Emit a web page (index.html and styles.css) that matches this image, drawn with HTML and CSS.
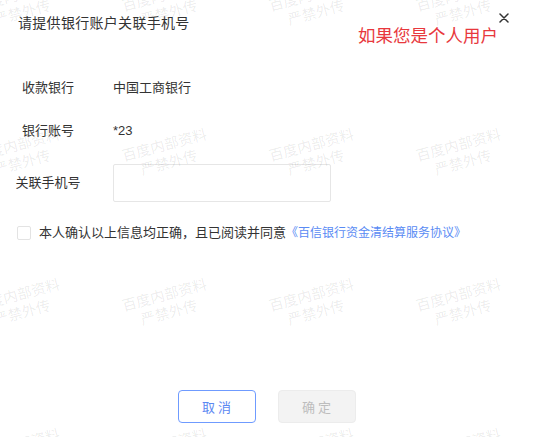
FILE: index.html
```html
<!DOCTYPE html>
<html lang="zh-CN">
<head>
<meta charset="utf-8">
<title>请提供银行账户关联手机号</title>
<link rel="stylesheet" href="styles.css">
</head>
<body>
<div class="dialog">
  <div class="header">
    <h1 class="title">请提供银行账户关联手机号</h1>
    <p class="note">如果您是个人用户</p>
    <button class="close" type="button" aria-label="关闭">
      <svg width="10" height="10" viewBox="0 0 10 10"><path d="M1 1L9 9M9 1L1 9" stroke="#333" stroke-width="1.5" stroke-linecap="round" fill="none"/></svg>
    </button>
  </div>
  <div class="form">
    <div class="row"><span class="label">收款银行</span><span class="value">中国工商银行</span></div>
    <div class="row"><span class="label">银行账号</span><span class="value">*23</span></div>
    <div class="row"><label class="label" for="phone">关联手机号</label><input id="phone" class="input" type="text"></div>
  </div>
  <label class="agree"><span class="checkbox"></span><span class="agree-text">本人确认以上信息均正确，且已阅读并同意<a class="link">《百信银行资金清结算服务协议》</a></span></label>
  <div class="footer">
    <button class="btn btn-cancel" type="button">取 消</button>
    <button class="btn btn-ok" type="button" disabled>确 定</button>
  </div>
  <div class="watermark" aria-hidden="true">
    <div class="wm"><div class="wm-text">百度内部资料<br>严禁外传</div></div>
    <div class="wm"><div class="wm-text">百度内部资料<br>严禁外传</div></div>
    <div class="wm"><div class="wm-text">百度内部资料<br>严禁外传</div></div>
    <div class="wm"><div class="wm-text">百度内部资料<br>严禁外传</div></div>
    <div class="wm"><div class="wm-text">百度内部资料<br>严禁外传</div></div>
    <div class="wm"><div class="wm-text">百度内部资料<br>严禁外传</div></div>
    <div class="wm"><div class="wm-text">百度内部资料<br>严禁外传</div></div>
    <div class="wm"><div class="wm-text">百度内部资料<br>严禁外传</div></div>
    <div class="wm"><div class="wm-text">百度内部资料<br>严禁外传</div></div>
    <div class="wm"><div class="wm-text">百度内部资料<br>严禁外传</div></div>
    <div class="wm"><div class="wm-text">百度内部资料<br>严禁外传</div></div>
    <div class="wm"><div class="wm-text">百度内部资料<br>严禁外传</div></div>
    <div class="wm"><div class="wm-text">百度内部资料<br>严禁外传</div></div>
    <div class="wm"><div class="wm-text">百度内部资料<br>严禁外传</div></div>
    <div class="wm"><div class="wm-text">百度内部资料<br>严禁外传</div></div>
    <div class="wm"><div class="wm-text">百度内部资料<br>严禁外传</div></div>
  </div>
</div>
</body>
</html>
```
FILE: styles.css
```css
* { box-sizing: border-box; }
html, body { margin: 0; padding: 0; background: #fff; }
body {
  font-family: "Liberation Sans", "Noto Sans CJK SC", sans-serif;
  color: #333;
  overflow: hidden;
}
.dialog {
  position: relative;
  width: 533px;
  height: 437px;
  overflow: hidden;
  display: flex;
  flex-direction: column;
  background: #fff;
}
.header {
  display: flex;
  align-items: flex-start;
  padding: 13px 24px 0 18px;
  height: 48px;
}
.title {
  flex: 1;
  margin: 0;
  font-size: 14px;
  font-weight: normal;
  line-height: 20px;
  letter-spacing: 0.3px;
  color: #333;
}
.note {
  margin: 11px 0 0 0;
  font-size: 17.5px;
  line-height: 24px;
  color: #e8383d;
}
.close {
  margin: 0 0 0 1px;
  padding: 0;
  width: 10px;
  height: 10px;
  border: 0;
  background: none;
  display: flex;
}
.form {
  display: flex;
  flex-direction: column;
  gap: 23px;
  margin-top: 30px;
  padding-left: 16px;
}
.row {
  display: flex;
  align-items: center;
  gap: 33px;
}
.label {
  width: 64px;
  flex: none;
  text-align: center;
  white-space: nowrap;
  font-size: 13px;
  line-height: 20px;
  color: #333;
  display: flex;
  justify-content: center;
}
.value {
  font-size: 13px;
  line-height: 20px;
  color: #333;
}
.input {
  width: 218px;
  height: 38px;
  border: 1px solid #e6e6e6;
  border-radius: 2px;
  padding: 0 10px;
  font: inherit;
  outline: none;
}
.agree {
  display: flex;
  align-items: center;
  gap: 8px;
  margin-top: 21px;
  padding-left: 17px;
  font-size: 13px;
  line-height: 20px;
}
.checkbox {
  width: 14px;
  height: 14px;
  border: 1px solid #e3e3e3;
  border-radius: 2px;
  flex: none;
  background: #fff;
}
.agree-text { color: #333; }
.link {
  color: #5a8bf4;
  font-size: 12px;
  text-decoration: none;
}
.footer {
  margin-top: auto;
  padding-bottom: 14px;
  display: flex;
  justify-content: center;
  gap: 22px;
}
.btn {
  width: 78px;
  height: 33px;
  border-radius: 4px;
  font-family: "Noto Sans CJK SC", sans-serif;
  font-size: 13px;
  padding: 0;
  background: #fff;
}
.btn-cancel {
  border: 1px solid #6f9bff;
  color: #5c88f2;
}
.btn-ok {
  border: 1px solid #ececec;
  background: #f3f3f3;
  color: #bdbdbd;
}
.watermark {
  position: absolute;
  left: -54px;
  top: -72px;
  width: 588px;
  display: flex;
  flex-wrap: wrap;
  pointer-events: none;
  z-index: 2;
}
.wm {
  width: 147px;
  height: 150px;
  display: flex;
  align-items: center;
  justify-content: center;
}
.wm-text {
  transform: rotate(-15deg);
  text-align: center;
  font-family: "Noto Sans CJK SC", sans-serif;
  font-size: 14.5px;
  line-height: 18px;
  color: rgba(0, 0, 0, 0.085);
  white-space: nowrap;
}
```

▶ Given instruction: Repeat the material above verbatim. Leave the pictures behind.

▶ Written reply:
Emit a web page (index.html and styles.css) that matches this image, drawn with HTML and CSS.
FILE: index.html
```html
<!DOCTYPE html>
<html lang="zh-CN">
<head>
<meta charset="utf-8">
<title>请提供银行账户关联手机号</title>
<link rel="stylesheet" href="styles.css">
</head>
<body>
<div class="dialog">
  <div class="header">
    <h1 class="title">请提供银行账户关联手机号</h1>
    <p class="note">如果您是个人用户</p>
    <button class="close" type="button" aria-label="关闭">
      <svg width="10" height="10" viewBox="0 0 10 10"><path d="M1 1L9 9M9 1L1 9" stroke="#333" stroke-width="1.5" stroke-linecap="round" fill="none"/></svg>
    </button>
  </div>
  <div class="form">
    <div class="row"><span class="label">收款银行</span><span class="value">中国工商银行</span></div>
    <div class="row"><span class="label">银行账号</span><span class="value">*23</span></div>
    <div class="row"><label class="label" for="phone">关联手机号</label><input id="phone" class="input" type="text"></div>
  </div>
  <label class="agree"><span class="checkbox"></span><span class="agree-text">本人确认以上信息均正确，且已阅读并同意<a class="link">《百信银行资金清结算服务协议》</a></span></label>
  <div class="footer">
    <button class="btn btn-cancel" type="button">取 消</button>
    <button class="btn btn-ok" type="button" disabled>确 定</button>
  </div>
  <div class="watermark" aria-hidden="true">
    <div class="wm"><div class="wm-text">百度内部资料<br>严禁外传</div></div>
    <div class="wm"><div class="wm-text">百度内部资料<br>严禁外传</div></div>
    <div class="wm"><div class="wm-text">百度内部资料<br>严禁外传</div></div>
    <div class="wm"><div class="wm-text">百度内部资料<br>严禁外传</div></div>
    <div class="wm"><div class="wm-text">百度内部资料<br>严禁外传</div></div>
    <div class="wm"><div class="wm-text">百度内部资料<br>严禁外传</div></div>
    <div class="wm"><div class="wm-text">百度内部资料<br>严禁外传</div></div>
    <div class="wm"><div class="wm-text">百度内部资料<br>严禁外传</div></div>
    <div class="wm"><div class="wm-text">百度内部资料<br>严禁外传</div></div>
    <div class="wm"><div class="wm-text">百度内部资料<br>严禁外传</div></div>
    <div class="wm"><div class="wm-text">百度内部资料<br>严禁外传</div></div>
    <div class="wm"><div class="wm-text">百度内部资料<br>严禁外传</div></div>
    <div class="wm"><div class="wm-text">百度内部资料<br>严禁外传</div></div>
    <div class="wm"><div class="wm-text">百度内部资料<br>严禁外传</div></div>
    <div class="wm"><div class="wm-text">百度内部资料<br>严禁外传</div></div>
    <div class="wm"><div class="wm-text">百度内部资料<br>严禁外传</div></div>
  </div>
</div>
</body>
</html>
```
FILE: styles.css
```css
* { box-sizing: border-box; }
html, body { margin: 0; padding: 0; background: #fff; }
body {
  font-family: "Liberation Sans", "Noto Sans CJK SC", sans-serif;
  color: #333;
  overflow: hidden;
}
.dialog {
  position: relative;
  width: 533px;
  height: 437px;
  overflow: hidden;
  display: flex;
  flex-direction: column;
  background: #fff;
}
.header {
  display: flex;
  align-items: flex-start;
  padding: 13px 24px 0 18px;
  height: 48px;
}
.title {
  flex: 1;
  margin: 0;
  font-size: 14px;
  font-weight: normal;
  line-height: 20px;
  letter-spacing: 0.3px;
  color: #333;
}
.note {
  margin: 11px 0 0 0;
  font-size: 17.5px;
  line-height: 24px;
  color: #e8383d;
}
.close {
  margin: 0 0 0 1px;
  padding: 0;
  width: 10px;
  height: 10px;
  border: 0;
  background: none;
  display: flex;
}
.form {
  display: flex;
  flex-direction: column;
  gap: 23px;
  margin-top: 30px;
  padding-left: 16px;
}
.row {
  display: flex;
  align-items: center;
  gap: 33px;
}
.label {
  width: 64px;
  flex: none;
  text-align: center;
  white-space: nowrap;
  font-size: 13px;
  line-height: 20px;
  color: #333;
  display: flex;
  justify-content: center;
}
.value {
  font-size: 13px;
  line-height: 20px;
  color: #333;
}
.input {
  width: 218px;
  height: 38px;
  border: 1px solid #e6e6e6;
  border-radius: 2px;
  padding: 0 10px;
  font: inherit;
  outline: none;
}
.agree {
  display: flex;
  align-items: center;
  gap: 8px;
  margin-top: 21px;
  padding-left: 17px;
  font-size: 13px;
  line-height: 20px;
}
.checkbox {
  width: 14px;
  height: 14px;
  border: 1px solid #e3e3e3;
  border-radius: 2px;
  flex: none;
  background: #fff;
}
.agree-text { color: #333; }
.link {
  color: #5a8bf4;
  font-size: 12px;
  text-decoration: none;
}
.footer {
  margin-top: auto;
  padding-bottom: 14px;
  display: flex;
  justify-content: center;
  gap: 22px;
}
.btn {
  width: 78px;
  height: 33px;
  border-radius: 4px;
  font-family: "Noto Sans CJK SC", sans-serif;
  font-size: 13px;
  padding: 0;
  background: #fff;
}
.btn-cancel {
  border: 1px solid #6f9bff;
  color: #5c88f2;
}
.btn-ok {
  border: 1px solid #ececec;
  background: #f3f3f3;
  color: #bdbdbd;
}
.watermark {
  position: absolute;
  left: -54px;
  top: -72px;
  width: 588px;
  display: flex;
  flex-wrap: wrap;
  pointer-events: none;
  z-index: 2;
}
.wm {
  width: 147px;
  height: 150px;
  display: flex;
  align-items: center;
  justify-content: center;
}
.wm-text {
  transform: rotate(-15deg);
  text-align: center;
  font-family: "Noto Sans CJK SC", sans-serif;
  font-size: 14.5px;
  line-height: 18px;
  color: rgba(0, 0, 0, 0.085);
  white-space: nowrap;
}
```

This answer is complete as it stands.